La via verso l’alto: autonomia dell’anima e politica nella Repubblica di Platone
1. Platone e la politica
A partire dagli anni ’30 del secolo scorso e nell’epoca della guerra fredda, il pensiero di Platone – accusato di fondare teoricamente il totalitarismo, fu oggetto di una discussione accesa. Uno degli esiti di questo dibattito è una certa riluttanza a confrontarsi con Platone come filosofo politico, preferendone, piuttosto, una lettura storico-antropologica.

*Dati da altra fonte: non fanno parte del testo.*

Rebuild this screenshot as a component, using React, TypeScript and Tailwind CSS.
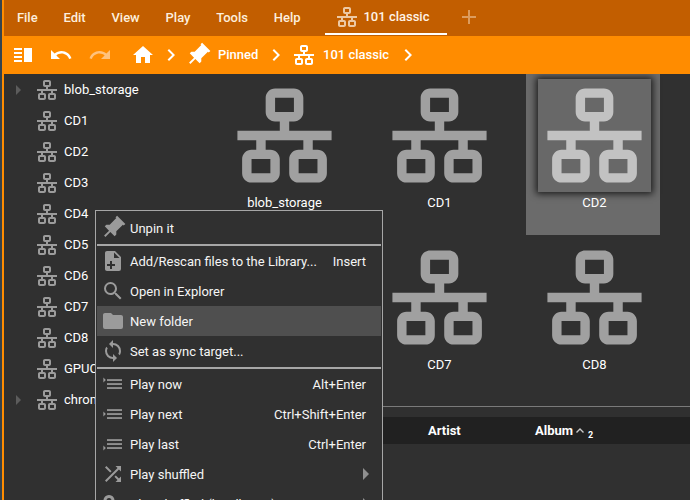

Nel 1949, a margine di questa disputa, E. Unger ricordava che la tesi centrale della Repubblica è la subordinazione della politica alla filosofia. Platone tenta di produrre una legittimazione del potere fondata sull’autorità della conoscenza, e sulla base di questa legittimazione presenta il suo progetto politico. Per contestarlo possiamo seguire la via difficile di confutare la sua filosofia, riconoscendo l’autorità del sapere come fonte di legittimazione politica, oppure la via facile di attaccarlo esclusivamente sul piano politico, come hanno fatto molti pensatori della guerra fredda. Ma se la filosofia e la politica sono ambiti radicalmente differenti e se la prima non ha giurisdizione sulla seconda, allora le istituzioni politiche devono essere pensate come espressione di poteri e di opinioni non formalizzabili e non legittimabili teoreticamente. Questi poteri e queste opinioni possono anche essere o essere state umanitarie e democratiche, ma, se sono indipendenti dalla teoria, sono o sono state tali solo per un felice accidente della storia.